### Problem statement
Leaving out every picture, retype the lines below from the top through the one that contains "const g = (t".

### Given data
++++++++

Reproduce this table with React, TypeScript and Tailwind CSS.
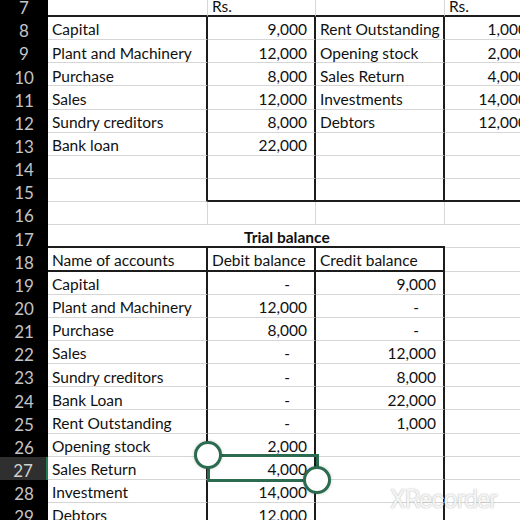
type Cell = {
  t?: string;
  align?: "l" | "r" | "dash" | "c";
  bold?: boolean;
  rb?: "g" | "k" | "n";
  bb?: "g" | "k" | "n";
};

type Row = { n: number; cells: Cell[]; merged?: boolean };

const W = ["w-[160px]", "w-[108px]", "w-[129px]", "w-[90px]"];

const g = (t = "", align: Cell["align"] = "l"): Cell => ({ t, align });

function topRow(n: number, a: string, b: string, c: string, d: string, last = false): Row {
  return {
    n,
    cells: [
      { t: a, align: "l", rb: "k", bb: "g" },
      { t: b, align: "r", rb: "k", bb: last ? "k" : "g" },
      { t: c, align: "l", rb: "k", bb: last ? "k" : "g" },
      { t: d, align: "r", rb: "g", bb: last ? "k" : "g" },
    ],
  };
}

function tbRow(n: number, a: string, b: string, c: string): Row {
  return {
    n,
    cells: [
      { t: a, align: "l", rb: "k", bb: "g" },
      { t: b, align: b === "-" ? "dash" : "r", rb: "k", bb: "g" },
      { t: c, align: c === "-" ? "dash" : "r", rb: "k", bb: "g" },
      { t: "", rb: "g", bb: "g" },
    ],
  };
}

const rows: Row[] = [
  {
    n: 7,
    cells: [
      { t: "", rb: "g", bb: "k" },
      { t: "Rs.", align: "l", rb: "g", bb: "k" },
      { t: "", rb: "g", bb: "k" },
      { t: "Rs.", align: "l", rb: "g", bb: "k" },
    ],
  },
  topRow(8, "Capital", "9,000", "Rent Outstanding", "1,000"),
  topRow(9, "Plant and Machinery", "12,000", "Opening stock", "2,000"),
  topRow(10, "Purchase", "8,000", "Sales Return", "4,000"),
  topRow(11, "Sales", "12,000", "Investments", "14,000"),
  topRow(12, "Sundry creditors", "8,000", "Debtors", "12,000"),
  topRow(13, "Bank loan", "22,000", "", ""),
  topRow(14, "", "", "", ""),
  topRow(15, "", "", "", "", true),
  { n: 16, cells: [g(), g(), g(), g()].map((c) => ({ ...c, rb: "g", bb: "g" })) },
  { n: 17, merged: true, cells: [] },
  {
    n: 18,
    cells: [
      { t: "Name of accounts", align: "l", rb: "k", bb: "k" },
      { t: "Debit balance", align: "l", rb: "k", bb: "k" },
      { t: "Credit balance", align: "l", rb: "k", bb: "k" },
      { t: "", rb: "g", bb: "g" },
    ],
  },
  tbRow(19, "Capital", "-", "9,000"),
  tbRow(20, "Plant and Machinery", "12,000", "-"),
  tbRow(21, "Purchase", "8,000", "-"),
  tbRow(22, "Sales", "-", "12,000"),
  tbRow(23, "Sundry creditors", "-", "8,000"),
  tbRow(24, "Bank Loan", "-", "22,000"),
  tbRow(25, "Rent Outstanding", "-", "1,000"),
  tbRow(26, "Opening stock", "2,000", ""),
  tbRow(27, "Sales Return", "4,000", ""),
  tbRow(28, "Investment", "14,000", ""),
  tbRow(29, "Debtors", "12,000", ""),
];

function rCls(v?: string) {
  if (v === "k") return "border-r-2 border-r-[#1c1c1c]";
  if (v === "n") return "";
  return "border-r border-r-[#d6d6d6]";
}
function bCls(v?: string) {
  if (v === "k") return "border-b-2 border-b-[#1c1c1c]";
  if (v === "n") return "";
  return "border-b border-b-[#d6d6d6]";
}

function SheetCell({ c, i }: { c: Cell; i: number }) {
  const al =
    c.align === "r"
      ? "justify-end pr-[7px]"
      : c.align === "dash"
      ? "justify-end pr-[24px]"
      : "justify-start pl-[4px]";
  return (
    <div
      className={`${W[i]} shrink-0 h-full box-border flex items-center pt-[4px] overflow-hidden whitespace-nowrap ${al} ${rCls(
        c.rb
      )} ${bCls(c.bb)} ${c.bold ? "font-bold" : ""}`}
    >
      {c.t}
    </div>
  );
}

export default function App() {
  return (
    <div className="relative w-[520px] h-[520px] overflow-hidden bg-white text-[15.5px] text-[#111] font-['Lato',sans-serif]">
      <div className="-mt-[6.15px] flex flex-col">
        {rows.map((r) => (
          <div key={r.n} className="flex h-[23.15px] shrink-0">
            <div
              className={`w-[48px] shrink-0 flex items-center justify-center pt-[5px] text-[17px] ${
                r.n === 27
                  ? "bg-[#2f2f2f] text-[#d0d0d0] border-r-2 border-r-[#1f7a4d]"
                  : "bg-black text-[#c4c4c4]"
              }`}
            >
              {r.n}
            </div>
            {r.merged ? (
              <div className="flex">
                <div className="w-[397px] h-full box-border border-b-2 border-b-[#1c1c1c] flex items-center pt-[4px] justify-start pl-[196px] font-bold">
                  Trial balance
                </div>
                <div className="w-[90px] h-full box-border border-b border-b-[#d6d6d6]" />
              </div>
            ) : (
              r.cells.map((c, i) => <SheetCell key={i} c={c} i={i} />)
            )}
          </div>
        ))}
      </div>

      {/* selection of B27 */}
      <div className="absolute left-[207px] top-[454px] w-[112px] h-[28px] border-[3px] border-[#2b6b4f]" />
      <div className="absolute left-[194px] top-[441px] w-[28px] h-[28px] rounded-full bg-white border-[3px] border-[#2b6b4f] shadow-[0_0_3px_rgba(0,0,0,0.25)]" />
      <div className="absolute left-[303px] top-[466px] w-[28px] h-[28px] rounded-full bg-white border-[3px] border-[#2b6b4f] shadow-[0_0_3px_rgba(0,0,0,0.25)]" />

      {/* recorder watermark */}
      <div className="absolute left-[390px] top-[481px] text-[25px] tracking-[-1px] text-[#f4f4f4] font-['Roboto',sans-serif] [text-shadow:0_0_1.5px_rgba(0,0,0,0.35)]">
        XRecorder
      </div>
    </div>
  );
}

++++++++

### Result of this exercise
Reproduce this table with React, TypeScript and Tailwind CSS.
type Cell = {
  t?: string;
  align?: "l" | "r" | "dash" | "c";
  bold?: boolean;
  rb?: "g" | "k" | "n";
  bb?: "g" | "k" | "n";
};

type Row = { n: number; cells: Cell[]; merged?: boolean };

const W = ["w-[160px]", "w-[108px]", "w-[129px]", "w-[90px]"];

const g = (t = "", align: Cell["align"] = "l"): Cell => ({ t, align });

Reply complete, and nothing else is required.